Yes! A+. Buy it for the gay Christian who’s in your life. Buy it for yourself. Buy it for your gay Christian self who’s by definition in your life. It’s excellent.
1I use the uncapitalized church here because I mean Christianity in general, including but not limited to the Catholic Church (and bodies with apostolic succession more generally).
2For anyone unfamiliar, Side B is a longstanding nickname used by and for LGBTQ-identifying Christians who believe in a “traditional” sexual ethic, i.e. that Christian marriage is properly between one man and one woman.

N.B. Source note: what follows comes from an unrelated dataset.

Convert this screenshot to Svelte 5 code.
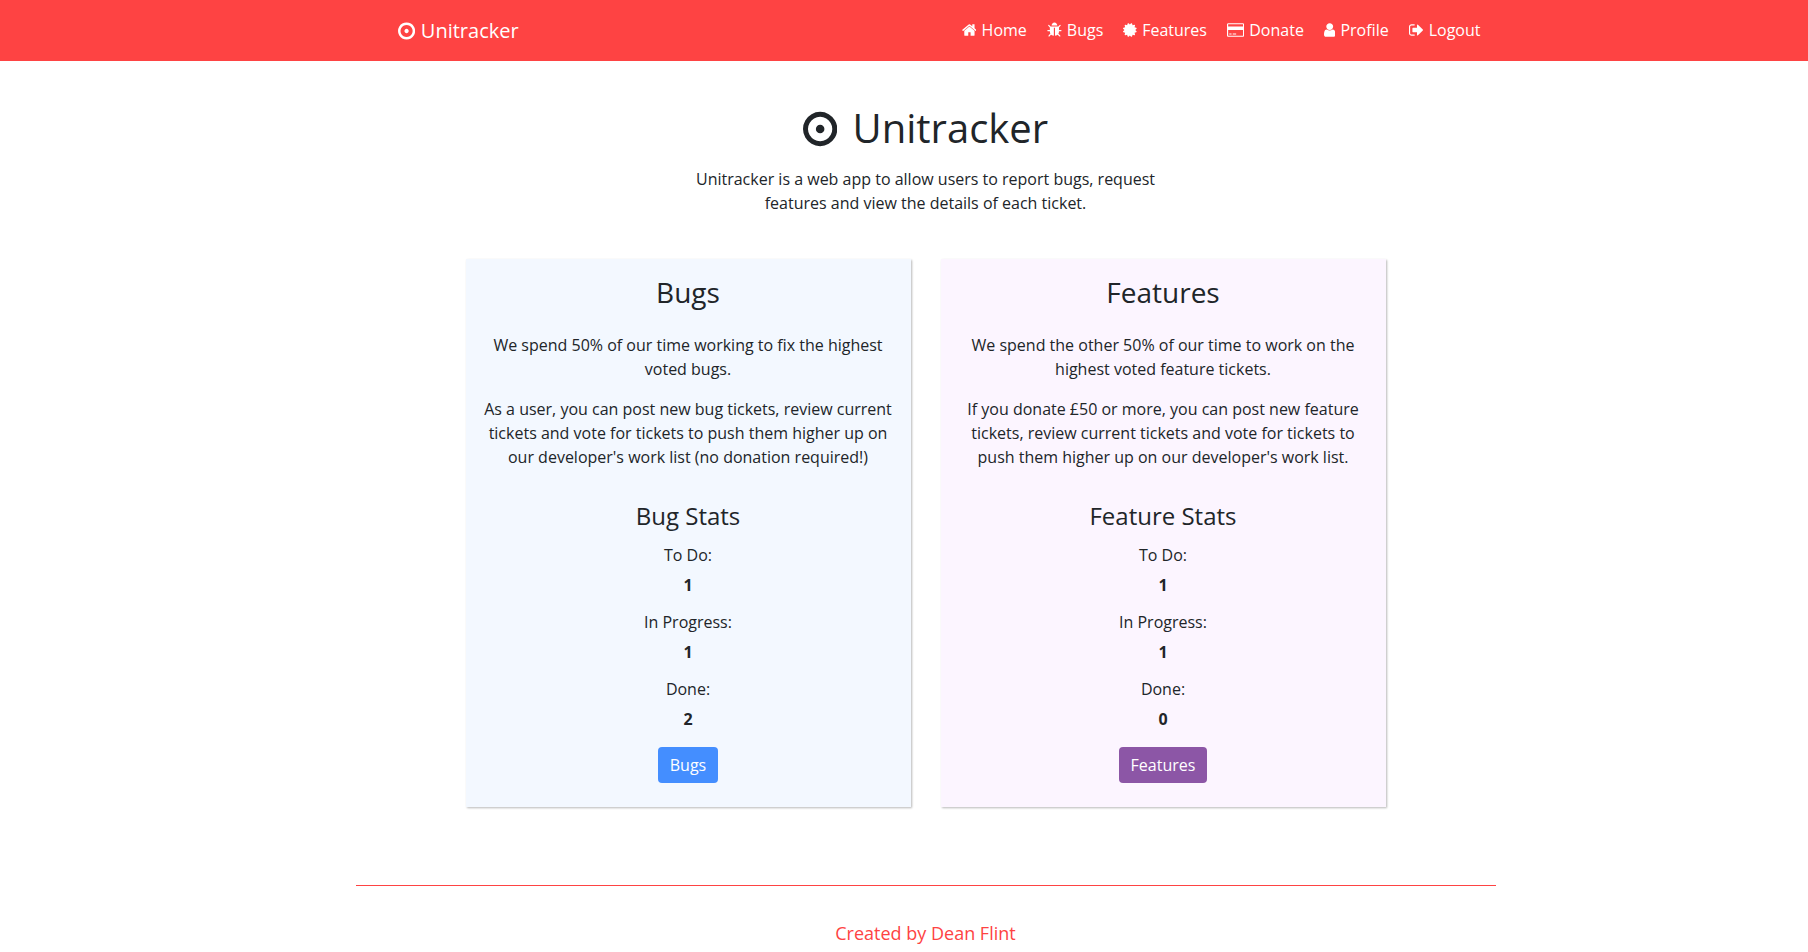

This covers a lot of gay Catholics, including Eve and myself, as well as a number of gay Protestant authors like Wesley Hill, Bridget Eileen Rivera (though I don’t think she uses the term), and Gregory Coles.
3For those who aren’t aware, Doug Wilson was (and to some remains) a Reformed luminary who, among other things, encouraged a man he knew was a pedophile to get married and start a family; I include this link to Rod Dreher’s article on the subject, lest anybody accuse me of being unfair to Wilson.